Diverse fund managers can “change the narrative” for Wisconsin’s competitiveness in venture capital while making money and inspiring social change, according to a panel of investors.
Wisconsin investors came together this week in a virtual event hosted by the Wisconsin Technology Council to make the case for emerging and diverse fund managers.
An emerging manager’s fund is usually capped at $1 billion, explained Rep. Jason Fields, D-Milwaukee, and founder of Dark Knight Capital Ventures, LLC. He defined a diverse manager as coming from a demographic that’s not heavily funded in the venture capital space, citing as examples people of color, women and veterans.
“When we look at founders, money managers, entrepreneurs, we see that number one, there is a lack of underrepresented capital or managers in these spaces, whether that’s the venture capital space, whether that’s the private equity space, whether that’s the opportunity zones funds space,” he said.

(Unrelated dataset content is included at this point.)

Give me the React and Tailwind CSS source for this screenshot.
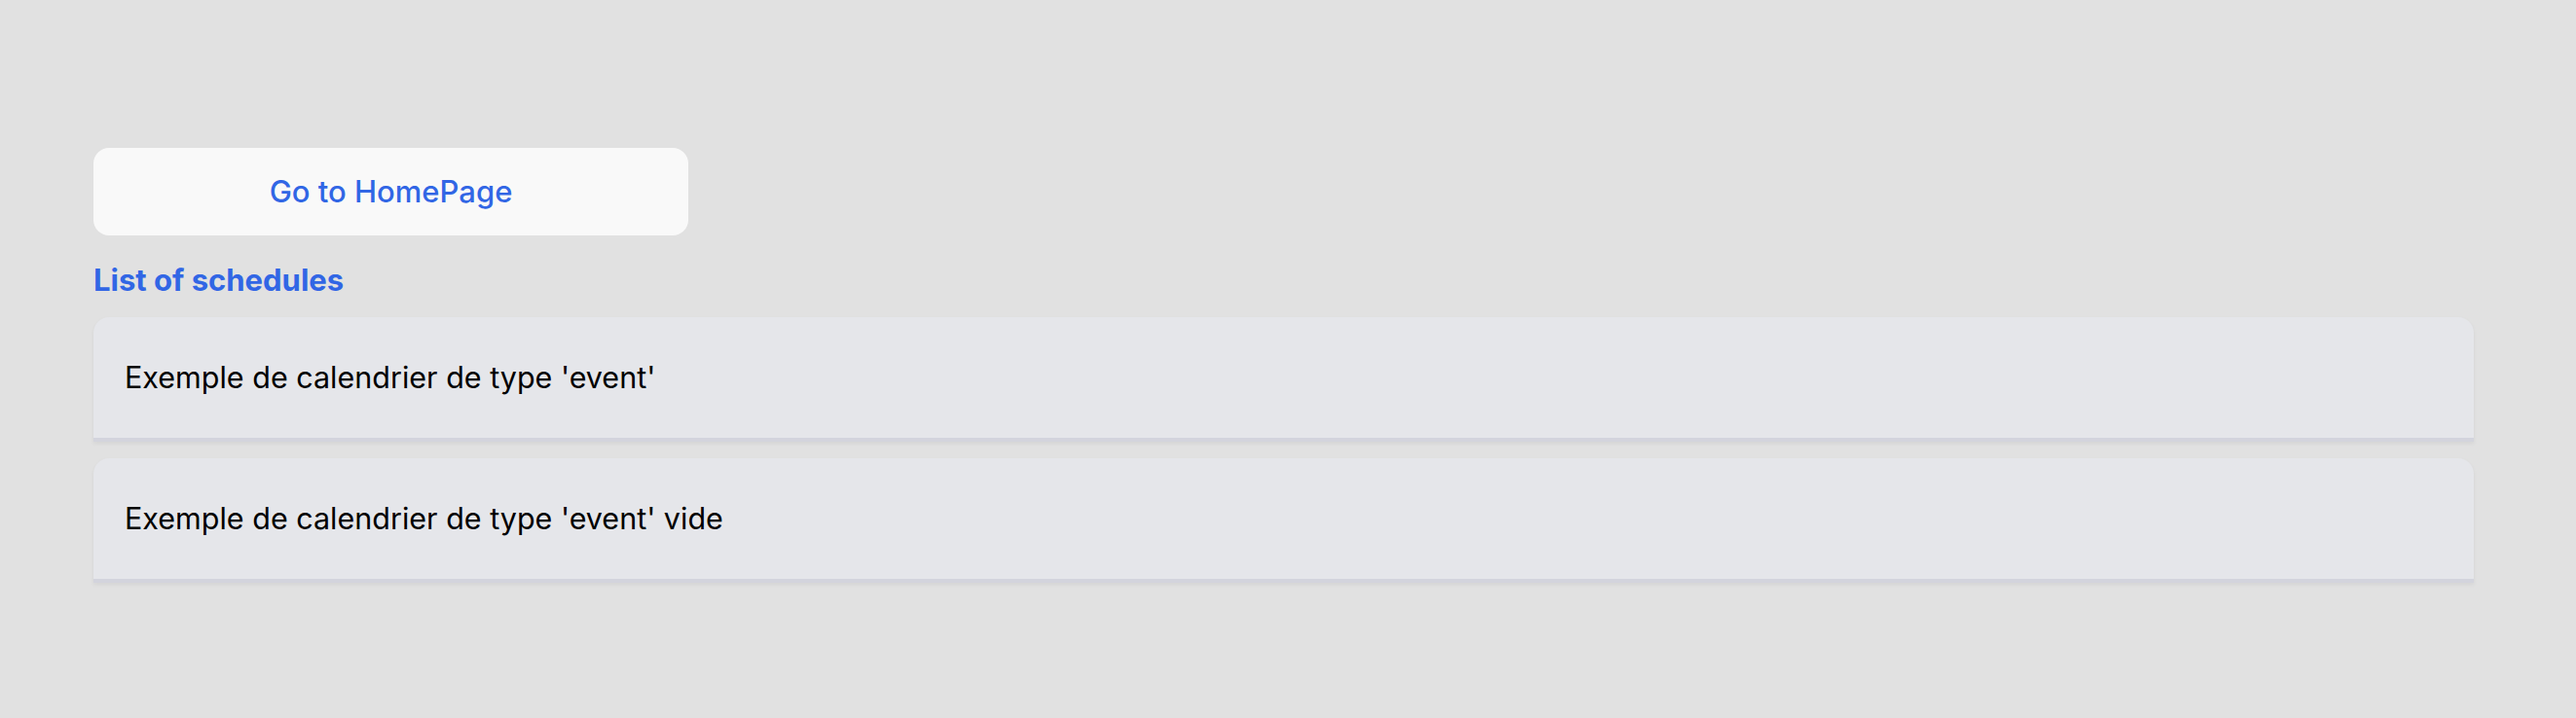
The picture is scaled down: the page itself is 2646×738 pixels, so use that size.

Fields said less than 5 percent of venture capital goes to African Americans and Latinos. He also noted a “huge discrepancy” between male and female founders.
“The assumption too often is that emerging managers and minority managers or diverse managers underperform their peer counterparts,” said Cory Nettles, founder of Generation Growth Capital, Inc. “If you actually look at the data, the exact opposite is true. Emerging managers and diverse managers substantially outperform their nondiverse counterparts.”
“We are not the ‘Black funds,’ we are funds who have the same objective goals as a lot of funds: make money, have a social impact, change the narrative, and so I don’t want us to be put in this box,” Fields added.